Holding meetings in the day would hurt those who have to take time off work to participate, Clark said. But holding meetings in the evening would exclude people who work nights, so she said it is hard to please everyone.
“But that doesn’t mean we shouldn’t try it,” Clark said. “As a local government we should be interested in trying new things. I believe we are the most important level of government for our citizens. The decisions we make affect our residents far quicker than state and federal decisions, and traditionally we seem to get the least involvement.”
There are drawbacks to night meetings. Clark recently participated in a storm water management meeting that dragged on until 2:45 a.m.
“That’s one of the challenges we face,” Clark said.
Council members interviewed for this piece emphasized that some agendas attract more interest than others. For Oklahoma City residents who want to see how the sausage is made, OKC City Council meetings air live on Cox channel 20 and on the city’s YouTube channel.

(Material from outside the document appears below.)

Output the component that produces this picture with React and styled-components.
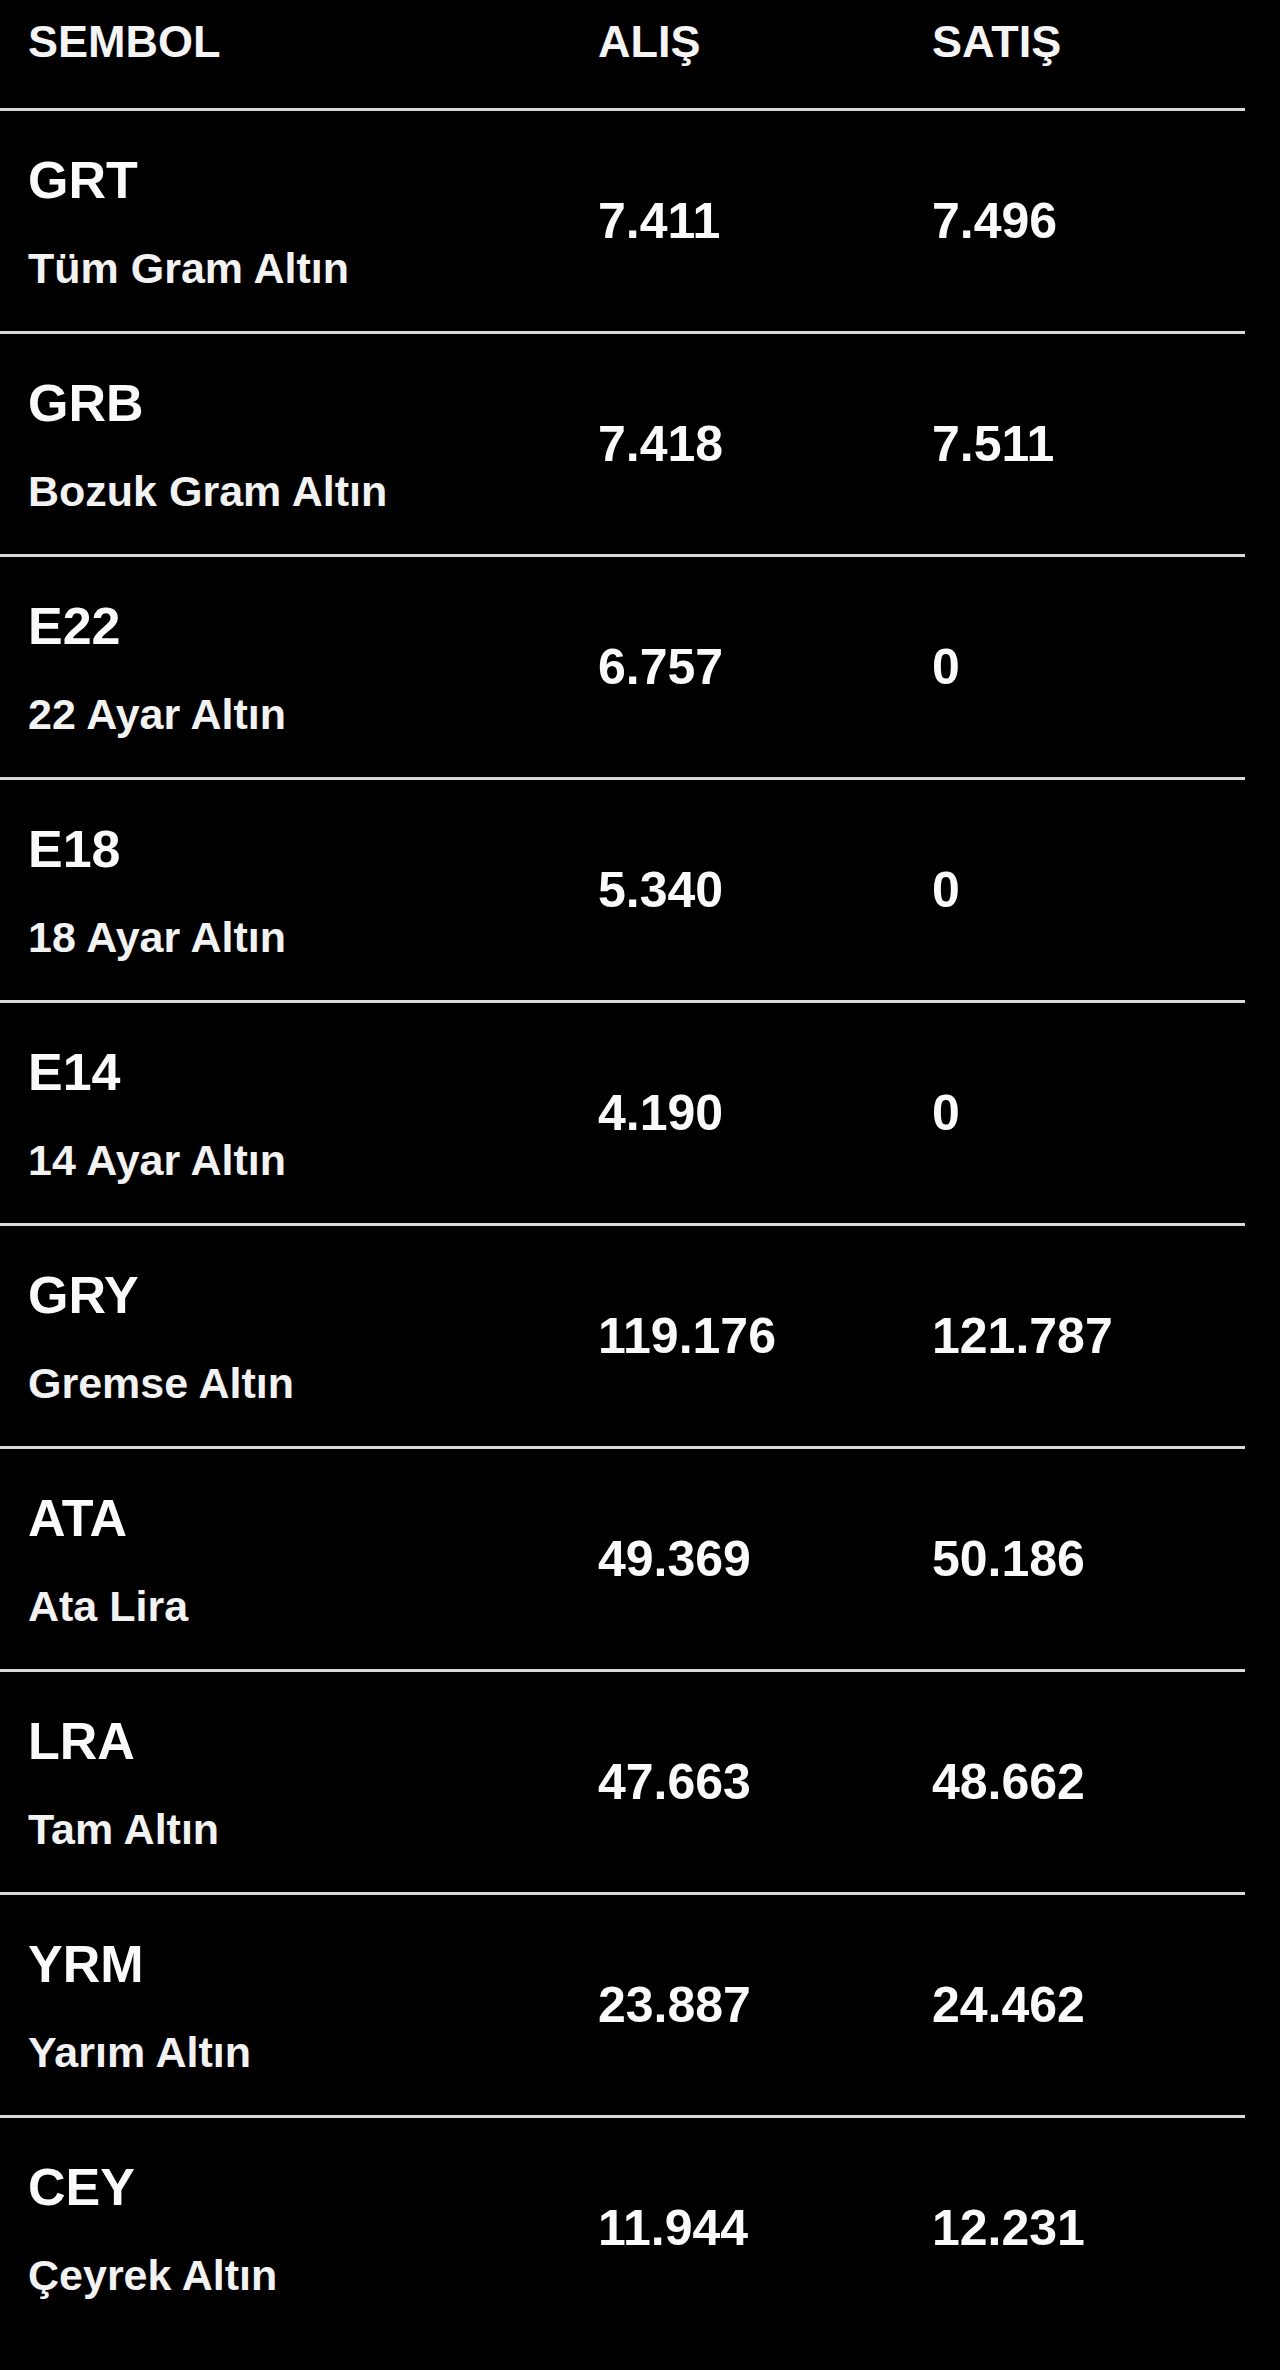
import React from 'react'
import styled, { createGlobalStyle } from 'styled-components'

const GlobalStyle = createGlobalStyle`
  html, body {
    margin: 0;
    padding: 0;
    background: #000;
  }
  body {
    font-family: "Liberation Sans", Arial, sans-serif;
    color: #fff;
    min-height: 2370px;
  }
`;

const Table = styled.div`
  width: 1245px;
  background: #000;
`;

const Row = styled.div`
  display: grid;
  grid-template-columns: 570px 334px 1fr;
  align-items: center;
  padding-left: 28px;
  border-bottom: ${p => (p.last ? 'none' : '3px solid #d9d9d9')};
`;

const HeaderRow = styled(Row)`
  align-items: start;
  padding-top: 19px;
  height: 89px;
`;

const HeadCell = styled.div`
  font-size: 45px;
  font-weight: 700;
  line-height: 1;
  color: #f4f4f4;
`;

const DataRow = styled(Row)`
  height: 220px;
`;

const SymbolCell = styled.div`
  display: flex;
  flex-direction: column;
  gap: 41px;
  padding-top: 2px;
`;

const Code = styled.div`
  font-size: 52px;
  font-weight: 700;
  line-height: 1;
  color: #fafafa;
`;

const Name = styled.div`
  font-size: 43px;
  font-weight: 600;
  line-height: 1;
  color: #f2f2f2;
`;

const Price = styled.div`
  font-size: 50px;
  font-weight: 700;
  line-height: 1;
  color: #fafafa;
`;

const rates = [
  { code: 'GRT', name: 'Tüm Gram Altın', buy: '7.411', sell: '7.496' },
  { code: 'GRB', name: 'Bozuk Gram Altın', buy: '7.418', sell: '7.511' },
  { code: 'E22', name: '22 Ayar Altın', buy: '6.757', sell: '0' },
  { code: 'E18', name: '18 Ayar Altın', buy: '5.340', sell: '0' },
  { code: 'E14', name: '14 Ayar Altın', buy: '4.190', sell: '0' },
  { code: 'GRY', name: 'Gremse Altın', buy: '119.176', sell: '121.787' },
  { code: 'ATA', name: 'Ata Lira', buy: '49.369', sell: '50.186' },
  { code: 'LRA', name: 'Tam Altın', buy: '47.663', sell: '48.662' },
  { code: 'YRM', name: 'Yarım Altın', buy: '23.887', sell: '24.462' },
  { code: 'CEY', name: 'Çeyrek Altın', buy: '11.944', sell: '12.231' },
]

const App = () => {
  return (
    <>
      <GlobalStyle />
      <Table>
        <HeaderRow>
          <HeadCell>SEMBOL</HeadCell>
          <HeadCell>ALIŞ</HeadCell>
          <HeadCell>SATIŞ</HeadCell>
        </HeaderRow>
        {rates.map((r, i) => (
          <DataRow key={r.code} last={i === rates.length - 1}>
            <SymbolCell>
              <Code>{r.code}</Code>
              <Name>{r.name}</Name>
            </SymbolCell>
            <Price>{r.buy}</Price>
            <Price>{r.sell}</Price>
          </DataRow>
        ))}
      </Table>
    </>
  )
}

export default App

Still, those who want to address the OKC council usually have to do so in person and in the daytime hours. That’s not likely to change anytime soon. But, a new council could decide otherwise. Half of the eight wards will be up for grabs in the Feb. 12 election.
“If that’s something the new council wants to take up, I’d be open to it,” Holt said. “I’m sort of agnostic about it. I think it would take someone who is passionate about it, maybe experimenting with it, to get something done.”